Быстрого не видим, медленного не замечаем, зато уж то, что происходит в соразмерном с нашим восприятием ритме, видим отлично. Разве плохо? Увы, настолько плохо, что просто «плохо» — это даже хорошо. Почему? А про акценты забыли? Мы же акценты расставляем произвольно. А вдруг для нас актуально то, чему надлежит исчезнуть? А вдруг мы упускаем то, что в будущем станем главным? Наши акценты — это наши акценты. А у внутреннего содержания направленности мирового процесса — свои. Они не накладываются друг на друга. По-иному и быть не могло. События истории происходят по своим законам, которых мы не знаем (иначе прогнозировали бы их), а выделяется нашим вниманием из них что-то только по нашим внутренним причинам.

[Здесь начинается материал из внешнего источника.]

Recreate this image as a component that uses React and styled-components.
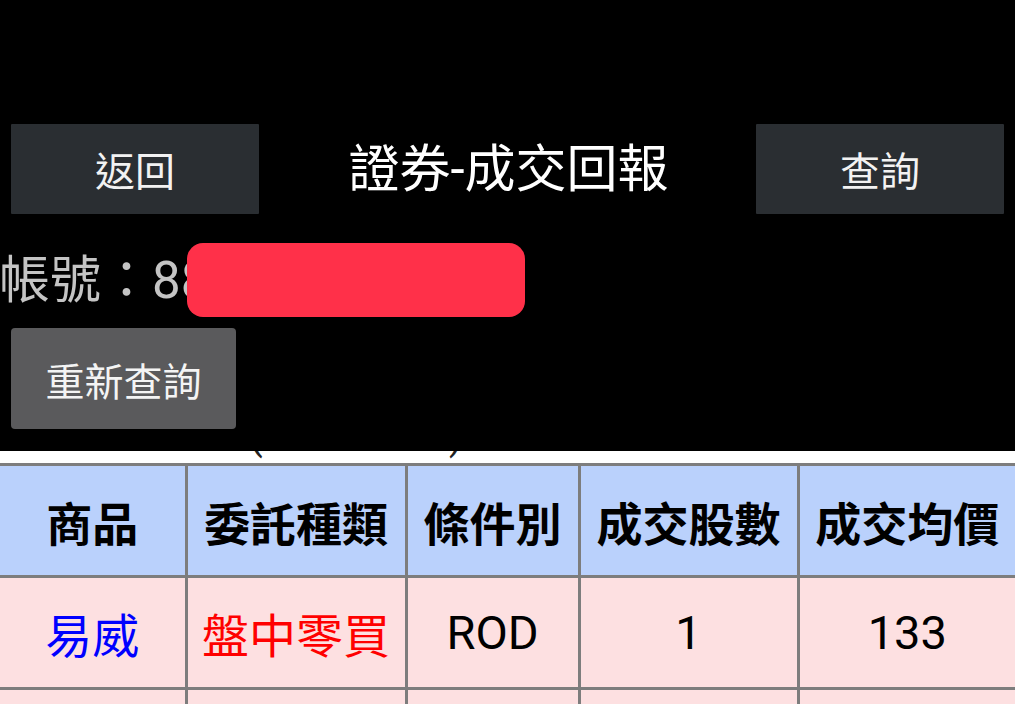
import React from 'react';
import styled, { createGlobalStyle } from 'styled-components';

const GlobalStyle = createGlobalStyle`
  html, body {
    margin: 0;
    padding: 0;
    background: #000;
    overflow: hidden;
  }
  * {
    box-sizing: border-box;
  }
`;

const Page = styled.div`
  width: 1015px;
  height: 704px;
  background: #000;
  display: flex;
  flex-direction: column;
  font-family: Roboto, "Noto Sans CJK TC", sans-serif;
  overflow: hidden;

  & > * {
    flex-shrink: 0;
  }
`;

const TopBar = styled.div`
  display: flex;
  align-items: center;
  justify-content: space-between;
  margin-top: 124px;
  padding: 0 11px;
  height: 90px;
`;

const NavButton = styled.button`
  width: 248px;
  height: 90px;
  border: none;
  border-radius: 1px;
  background: #2a2e32;
  color: #f2f2f2;
  font-family: inherit;
  font-size: 40px;
  padding: 0;
`;

const Title = styled.h1`
  margin: 0 0 0 2px;
  color: #fff;
  font-weight: 400;
  font-size: 51px;
  line-height: 1;
`;

const AccountRow = styled.div`
  position: relative;
  margin-top: 29px;
  height: 74px;
  display: flex;
  align-items: center;
  margin-left: -1px;
  color: #c4c4c4;
  font-size: 51px;
  line-height: 1;
  white-space: nowrap;
`;

const Redact = styled.div`
  position: absolute;
  left: 188px;
  top: 0;
  width: 338px;
  height: 74px;
  border-radius: 16px;
  background: #ff3049;
`;

const RequeryButton = styled.button`
  align-self: flex-start;
  margin: 11px 0 0 11px;
  width: 225px;
  height: 101px;
  border: none;
  border-radius: 4px;
  background: #5a5a5c;
  color: #f4f4f4;
  font-family: inherit;
  font-size: 39px;
  padding: 0;
`;

const CutStrip = styled.div`
  margin-top: 22px;
  height: 12px;
  background: #fff;
  overflow: hidden;
`;

const CutText = styled.div`
  display: flex;
  justify-content: space-between;
  width: 214px;
  margin: -38px 0 0 249px;
  font-size: 40px;
  line-height: 46px;
  color: #222;
`;

const Grid = styled.table`
  width: 1015px;
  border-collapse: collapse;
  table-layout: fixed;
  border-top: 3px solid #7d7d7d;
`;

const Row = styled.tr`
  background: ${p => (p.$head ? '#bad1fc' : '#fde0e1')};
  height: ${p => (p.$height ? p.$height : 112)}px;
`;

const Cell = styled.td`
  border: 3px solid #7d7d7d;
  border-top: none;
  padding: 0;
  text-align: center;
  vertical-align: middle;
  font-size: ${p => (p.$head ? 46 : 47)}px;
  font-weight: ${p => (p.$head ? 700 : 400)};
  color: ${p => p.$color || '#000'};
  white-space: nowrap;

  &:first-child {
    border-left: none;
  }
  &:last-child {
    border-right: none;
  }
`;

const columns = [186, 220, 173, 219, 217];
const headers = ['商品', '委託種類', '條件別', '成交股數', '成交均價'];
const trades = [
  [
    { text: '易威', color: '#0000ff' },
    { text: '盤中零買', color: '#ff0000' },
    { text: 'ROD' },
    { text: '1' },
    { text: '133' },
  ],
];

export default function App() {
  return (
    <Page>
      <GlobalStyle />
      <TopBar>
        <NavButton>返回</NavButton>
        <Title>證券-成交回報</Title>
        <NavButton>查詢</NavButton>
      </TopBar>
      <AccountRow>
        帳號：88
        <Redact />
      </AccountRow>
      <RequeryButton>重新查詢</RequeryButton>
      <CutStrip>
        <CutText>
          <span>(</span>
          <span>)</span>
        </CutText>
      </CutStrip>
      <Grid>
        <colgroup>
          {columns.map((w, i) => (
            <col key={i} style={{ width: w }} />
          ))}
        </colgroup>
        <tbody>
          <Row $head>
            {headers.map(h => (
              <Cell key={h} $head>
                {h}
              </Cell>
            ))}
          </Row>
          {trades.map((t, i) => (
            <Row key={i}>
              {t.map((c, j) => (
                <Cell key={j} $color={c.color}>
                  {c.text}
                </Cell>
              ))}
            </Row>
          ))}
          <Row $height={40}>
            {columns.map((_, j) => (
              <Cell key={j} />
            ))}
          </Row>
        </tbody>
      </Grid>
    </Page>
  );
}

Примеры уже наскучили, и можно просто вспомнить то, как исторический период, за который Россия из рядовой европейской страны превратилась в мощную евроазиатскую державу, называется «монголо-татарским игом». Здесь мы делаем акцент на то, что дань платили, а основное содержание этого времени от нас ускользнуло. И никого не интересует — как же так: под игом были, отброшены были на несколько веков назад, отстали и… как же тогда из ига вышли с территорией в 10 (десять раз!) большей, чем до «ига», вплоть до Западной Сибири, и сразу все вокруг считаться с нами стали? И никто не помнит, что Русь всю свою историю дань платила то печенегам, то хазарам, то половцам, то каким другим степнякам. И князья горячие ругались на советах, воевать рвались, а главные князья говорили: лучше дань платить, да делом при этом заниматься, чем воевать бесконечно и на месте топтаться. Ну, придут, ну, город сожгут. Новый построим. Лишь бы смерд землю пахал, а не мечом размахивал, а свое взять всегда успеем. Шло время, возвращались кочевники вновь за данью и обнаруживали, что совсем не туда они пришли, где вчера были, — люди потихоньку вперед вырвались за счет упорного труда в мирной жизни, и теперь только и остается, что постоять на берегу речки, облизнуться, как лиса на виноград да и уйти назад в степи. И за ними никто не гнался — идите с богом, нам не до вас, другие дела ждут, поважнее.